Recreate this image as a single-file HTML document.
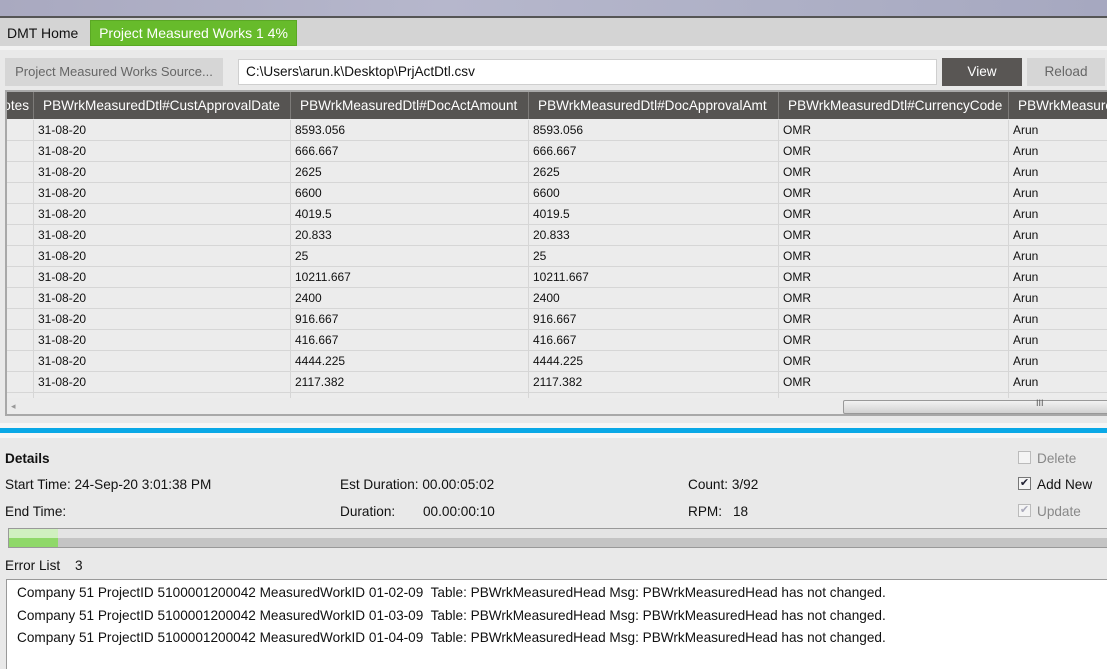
<!DOCTYPE html>
<html><head><meta charset="utf-8"><style>
*{margin:0;padding:0;box-sizing:border-box}
body{width:1107px;height:669px;overflow:hidden;background:#e9e9e9;font-family:"Liberation Sans",sans-serif;font-size:13.6px;color:#111;position:relative}
.a{position:absolute;white-space:nowrap}
.top{left:0;top:0;width:1107px;height:17px;background:linear-gradient(90deg,#a9a9c0,#b6b7cc 40%,#aeb0c6 70%,#a6a8c0)}
.tl{left:0;top:16px;width:1107px;height:2px;background:#555}
.tabbar{left:0;top:18px;width:1107px;height:28px;background:#d4d4d4}
.grid{left:5px;top:90px;width:1102px;height:326px;border:2px solid #a8a8a8;border-right:none;background:#ececec;overflow:hidden}
.hdr{position:absolute;top:0;height:27px;background:#565452;color:#fff;line-height:27px;padding-left:9px;border-left:1px solid #7d7b79;overflow:hidden}
.row{position:absolute;left:0;width:1102px;height:21px;border-bottom:1px solid #d6d6d6;font-size:12px;line-height:20px}
.c{position:absolute;top:0;height:21px;border-left:1px solid #d6d6d6;padding-left:4px}
.cb{width:13px;height:13px;border:1px solid #999;background:#f4f4f4}
.err{position:absolute;left:17px;font-size:13.6px}
</style></head><body>
<div class="a top"></div><div class="a tl"></div>
<div class="a tabbar"></div>
<div class="a" style="left:7px;top:25px;font-size:14px">DMT Home</div>
<div class="a" style="left:90px;top:20px;width:207px;height:26px;background:#67bb2b;border:1px solid #5aa824;color:#fff;line-height:24px;text-align:center;font-size:14px">Project Measured Works 1 4%</div>
<div class="a" style="left:0;top:46px;width:1107px;height:4px;background:#f2f2f2"></div>
<div class="a" style="left:5px;top:58px;width:218px;height:28px;background:#d6d6d6;color:#666;line-height:28px;text-align:center;font-size:13px">Project Measured Works Source...</div>
<div class="a" style="left:238px;top:59px;width:699px;height:26px;background:#fff;border:1px solid #cfcfcf;line-height:24px;padding-left:7px">C:\Users\arun.k\Desktop\PrjActDtl.csv</div>
<div class="a" style="left:942px;top:58px;width:80px;height:28px;background:#595654;color:#fff;line-height:28px;text-align:center">View</div>
<div class="a" style="left:1027px;top:58px;width:78px;height:28px;background:#d6d6d6;color:#666;line-height:28px;text-align:center">Reload</div>
<div class="a grid">
<div class="hdr" style="left:-40px;width:66px;text-align:right;padding-right:4px;border:none">Notes</div>
<div class="hdr" style="left:26px;width:257px">PBWrkMeasuredDtl#CustApprovalDate</div>
<div class="hdr" style="left:283px;width:238px">PBWrkMeasuredDtl#DocActAmount</div>
<div class="hdr" style="left:521px;width:250px">PBWrkMeasuredDtl#DocApprovalAmt</div>
<div class="hdr" style="left:771px;width:230px">PBWrkMeasuredDtl#CurrencyCode</div>
<div class="hdr" style="left:1001px;width:110px">PBWrkMeasuredDtl#ChangedBy</div>
<div id="rows"></div>
<div style="position:absolute;left:0;top:306px;width:1102px;height:20px;background:#ebebeb"></div>
<div style="position:absolute;left:4px;top:309px;color:#999;font-size:9px">◂</div>
<div style="position:absolute;left:836px;top:308px;width:270px;height:14px;border:1px solid #999;border-radius:2px;background:linear-gradient(#f2f2f2,#d2d2d2)"><span style="position:absolute;left:192px;top:-3px;font-size:9px;color:#555">III</span></div>
</div>
<div class="a" style="left:0;top:423px;width:1107px;height:5px;background:#f6f6f6"></div>
<div class="a" style="left:0;top:428px;width:1107px;height:5px;background:#0aa8e6"></div>
<div class="a" style="left:0;top:433px;width:1107px;height:5px;background:#f6f6f6"></div>
<div class="a" style="left:5px;top:451px;font-weight:bold">Details</div>
<div class="a" style="left:5px;top:477px">Start Time: 24-Sep-20 3:01:38 PM</div>
<div class="a" style="left:5px;top:504px">End Time:</div>
<div class="a" style="left:340px;top:477px">Est Duration: 00.00:05:02</div>
<div class="a" style="left:340px;top:504px">Duration:</div>
<div class="a" style="left:423px;top:504px">00.00:00:10</div>
<div class="a" style="left:688px;top:477px">Count: 3/92</div>
<div class="a" style="left:688px;top:504px">RPM:</div>
<div class="a" style="left:733px;top:504px">18</div>
<div class="a cb" style="left:1018px;top:451px;border-color:#bbb"></div>
<div class="a" style="left:1037px;top:451px;color:#888">Delete</div>
<div class="a cb" style="left:1018px;top:477px;border-color:#777;font-size:11px;line-height:11px;text-align:center;color:#223">✔</div>
<div class="a" style="left:1037px;top:477px">Add New</div>
<div class="a cb" style="left:1018px;top:504px;border-color:#bbb;font-size:11px;line-height:11px;text-align:center;color:#aab">✔</div>
<div class="a" style="left:1037px;top:504px;color:#888">Update</div>
<div class="a" style="left:8px;top:528px;width:1100px;height:20px;border:1px solid #999;border-right:none;background:linear-gradient(#e4e4e4 50%,#c4c4c4 50%)"></div>
<div class="a" style="left:9px;top:529px;width:49px;height:18px;background:linear-gradient(#d0f0c0 50%,#8fd869 50%)"></div>
<div class="a" style="left:5px;top:558px">Error List</div>
<div class="a" style="left:75px;top:558px">3</div>
<div class="a" style="left:6px;top:579px;width:1101px;height:90px;background:#fff;border:1px solid #999;border-right:none;border-bottom:none"></div>
<div class="a err" style="top:585px">Company 51 ProjectID 5100001200042 MeasuredWorkID 01-02-09&nbsp; Table: PBWrkMeasuredHead Msg: PBWrkMeasuredHead has not changed.</div>
<div class="a err" style="top:608px">Company 51 ProjectID 5100001200042 MeasuredWorkID 01-03-09&nbsp; Table: PBWrkMeasuredHead Msg: PBWrkMeasuredHead has not changed.</div>
<div class="a err" style="top:630px">Company 51 ProjectID 5100001200042 MeasuredWorkID 01-04-09&nbsp; Table: PBWrkMeasuredHead Msg: PBWrkMeasuredHead has not changed.</div>
<script>
var v=["8593.056","666.667","2625","6600","4019.5","20.833","25","10211.667","2400","916.667","416.667","4444.225","2117.382",""];
var h="";
for(var i=0;i<v.length;i++){var t=28+i*21;var d=v[i]?"31-08-20":"",o=v[i]?"OMR":"",a=v[i]?"Arun":"";
h+='<div class="row" style="top:'+t+'px"><div class="c" style="left:26px;width:257px">'+d+'</div><div class="c" style="left:283px;width:238px">'+v[i]+'</div><div class="c" style="left:521px;width:250px">'+v[i]+'</div><div class="c" style="left:771px;width:230px">'+o+'</div><div class="c" style="left:1001px;width:110px">'+a+'</div></div>';}
document.getElementById("rows").innerHTML=h;
</script>
</body></html>
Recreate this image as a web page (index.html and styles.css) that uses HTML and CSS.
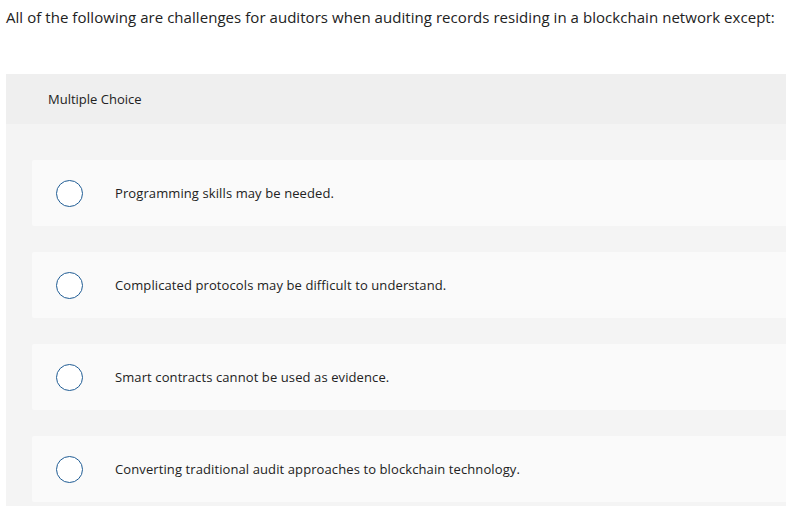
FILE: index.html
```html
<!DOCTYPE html>
<html>
<head>
<meta charset="utf-8">
<link rel="stylesheet" href="styles.css">
</head>
<body>
<div class="page">
  <p class="question">All of the following are challenges for auditors when auditing records residing in a blockchain network except:</p>
  <div class="panel">
    <div class="panel-head">Multiple Choice</div>
    <div class="panel-body">
      <div class="option"><span class="radio"></span><span class="label">Programming skills may be needed.</span></div>
      <div class="option"><span class="radio"></span><span class="label">Complicated protocols may be difficult to understand.</span></div>
      <div class="option"><span class="radio"></span><span class="label">Smart contracts cannot be used as evidence.</span></div>
      <div class="option"><span class="radio"></span><span class="label">Converting traditional audit approaches to blockchain technology.</span></div>
    </div>
  </div>
</div>
</body>
</html>
```
FILE: styles.css
```css
html, body {
  margin: 0;
  padding: 0;
  background: #ffffff;
}
body {
  font-family: "Open Sans", "Lato", sans-serif;
  color: #222222;
}
.page {
  padding: 6px 0 0 6px;
}
.question {
  margin: 0;
  font-size: 15px;
  line-height: 22px;
  height: 68px;
  letter-spacing: 0.05px;
}
.panel {
  background: #f4f4f4;
}
.panel-head {
  background: #efefef;
  height: 50px;
  display: flex;
  align-items: center;
  padding-left: 42px;
  font-size: 13px;
}
.panel-body {
  padding: 36px 0 4px 26px;
  display: flex;
  flex-direction: column;
  gap: 26px;
}
.option {
  background: #fafafa;
  height: 66px;
  display: flex;
  align-items: center;
  padding-left: 24px;
  border-radius: 2px 0 0 2px;
}
.radio {
  width: 25px;
  height: 25px;
  border: 1.5px solid #1f5c94;
  border-radius: 50%;
  background: #ffffff;
  flex: none;
}
.label {
  margin-left: 32px;
  font-size: 13px;
  letter-spacing: 0.1px;
}
```
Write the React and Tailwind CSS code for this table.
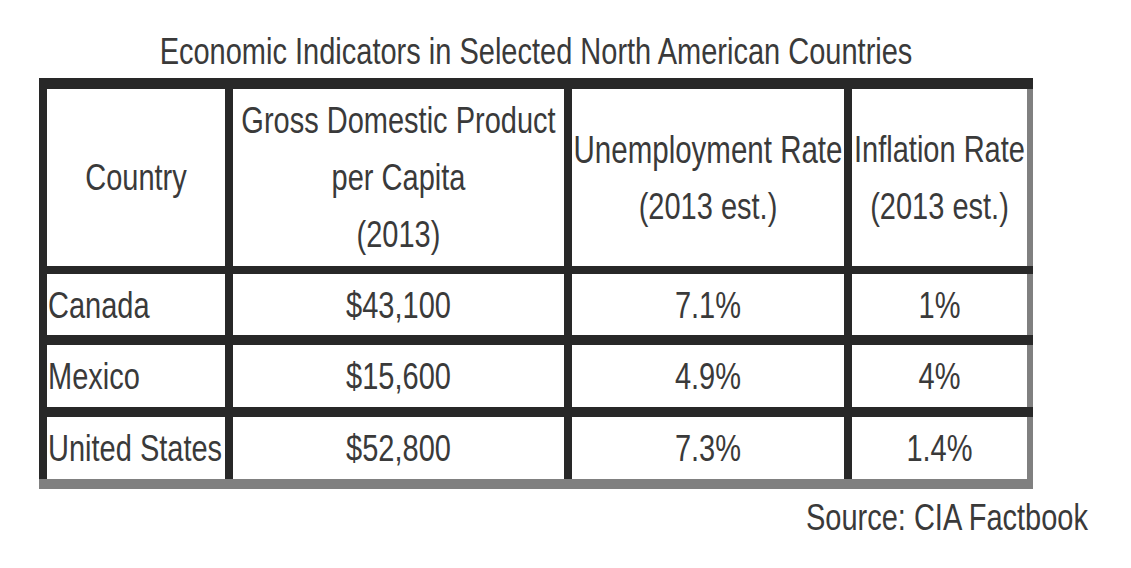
import React from "react";

const T = ({ children, className = "" }) => (
  <span className={`inline-block scale-y-[1.3] whitespace-nowrap ${className}`}>{children}</span>
);

const rows = [
  ["Canada", "$43,100", "7.1%", "1%"],
  ["Mexico", "$15,600", "4.9%", "4%"],
  ["United States", "$52,800", "7.3%", "1.4%"],
];

export default function App() {
  return (
    <div
      className="w-[1131px] h-[568px] bg-white text-[#3a3a3a] text-[29px]"
      style={{ fontFamily: '"Liberation Sans", Arial, sans-serif' }}
    >
      <div className="pl-[39px] pt-[31px]">
        <div className="w-[994px] h-[40px] leading-[40px] text-center">
          <T>Economic Indicators in Selected North American Countries</T>
        </div>

        <div className="mt-[7px] w-[994px] flex flex-col bg-[#282828] pt-[11px]">
          {/* header */}
          <div className="flex">
            <div className="w-[8px]" />
            <div className="flex gap-[8px] leading-[57px]">
              <div className="w-[178px] h-[177px] bg-white flex items-center justify-center">
                <T>Country</T>
              </div>
              <div className="w-[331px] h-[177px] bg-white flex flex-col items-center justify-center">
                <T>Gross Domestic Product</T>
                <T>per Capita</T>
                <T>(2013)</T>
              </div>
              <div className="w-[272px] h-[177px] bg-white flex flex-col items-center justify-center">
                <T className="text-[29.5px]">Unemployment Rate</T>
                <T>(2013 est.)</T>
              </div>
              <div className="w-[175px] h-[177px] bg-white flex flex-col items-center justify-center">
                <T>Inflation Rate</T>
                <T>(2013 est.)</T>
              </div>
            </div>
            <div className="w-[6px] bg-[#808080]" />
          </div>

          {rows.map((r, i) => (
            <div key={r[0]} className={`flex ${i === 0 ? "mt-[8px]" : "mt-[10px]"}`}>
              <div className="w-[8px]" />
              <div className={`flex gap-[8px] leading-[40px] ${i === 0 ? "h-[61px]" : "h-[62px]"}`}>
                <div className="w-[178px] bg-white flex items-center pl-[1px]">
                  <T>{r[0]}</T>
                </div>
                <div className="w-[331px] bg-white flex items-center justify-center">
                  <T>{r[1]}</T>
                </div>
                <div className="w-[272px] bg-white flex items-center justify-center">
                  <T>{r[2]}</T>
                </div>
                <div className="w-[175px] bg-white flex items-center justify-center">
                  <T>{r[3]}</T>
                </div>
              </div>
              <div className="w-[6px] bg-[#808080]" />
            </div>
          ))}

          <div className="h-[10px] bg-[#808080]" />
        </div>

        <div className="mt-[8px] w-[1049px] h-[40px] leading-[40px] text-right">
          <T>Source: CIA Factbook</T>
        </div>
      </div>
    </div>
  );
}
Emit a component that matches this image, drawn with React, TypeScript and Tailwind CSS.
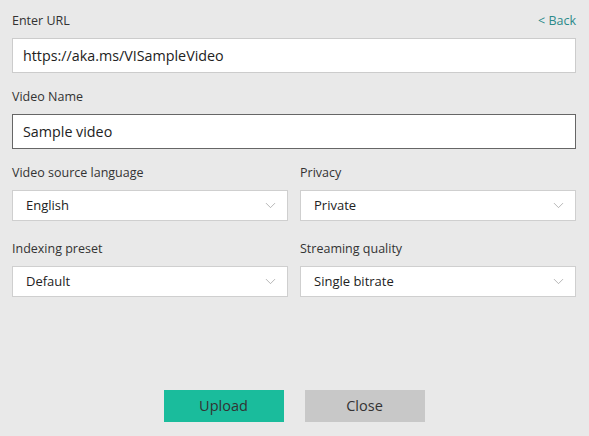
import { ChevronDown } from 'lucide-react';

const font = { fontFamily: '"Segoe UI", "Open Sans", "Noto Sans", sans-serif' };

function Select({ value }: { value: string }) {
  return (
    <div className="flex h-[31px] items-center justify-between border border-[#cfcfcf] bg-white pl-[13px] pr-[8px]">
      <span className="text-[13px] text-[#222]">{value}</span>
      <ChevronDown size={17} strokeWidth={1} className="text-[#999]" />
    </div>
  );
}

function Label({ children }: { children: React.ReactNode }) {
  return <div className="mb-[9px] h-4 text-[12.5px] leading-4 text-[#333]">{children}</div>;
}

export default function App() {
  return (
    <div className="h-[436px] w-full bg-[#e9e9e9] pl-3 pr-[13px] pt-[13px]" style={font}>
      <div className="mb-[9px] flex h-4 items-center justify-between text-[12.5px] leading-4">
        <span className="text-[#333]">Enter URL</span>
        <span className="text-[#2c8a8a]">&lt; Back</span>
      </div>
      <div className="flex h-[35px] items-center border border-[#cccccc] bg-white px-[10px] text-[14.3px] text-[#222]">
        https://aka.ms/VISampleVideo
      </div>

      <div className="mt-4">
        <Label>Video Name</Label>
        <div className="flex h-[35px] items-center border border-[#666] bg-white px-[10px] text-[14.3px] text-[#222]">
          Sample video
        </div>
      </div>

      <div className="mt-4 grid grid-cols-2 gap-x-[12px]">
        <div>
          <Label>Video source language</Label>
          <Select value="English" />
        </div>
        <div>
          <Label>Privacy</Label>
          <Select value="Private" />
        </div>
        <div className="mt-[20px]">
          <Label>Indexing preset</Label>
          <Select value="Default" />
        </div>
        <div className="mt-[20px]">
          <Label>Streaming quality</Label>
          <Select value="Single bitrate" />
        </div>
      </div>

      <div className="mt-[93px] flex justify-center gap-[21px]">
        <button type="button" className="h-8 w-[120px] bg-[#1abc9c] text-[14.5px] text-[#333]">
          Upload
        </button>
        <button type="button" className="h-8 w-[120px] bg-[#c8c8c8] text-[14.5px] text-[#333]">
          Close
        </button>
      </div>
    </div>
  );
}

Stated exercise:
Extract every line containing the string "Recreate" from the data above.

Completed exercise:
Recreate this image as a single-file HTML document.
Recreate this image as a web page (index.html and styles.css) that uses HTML and CSS.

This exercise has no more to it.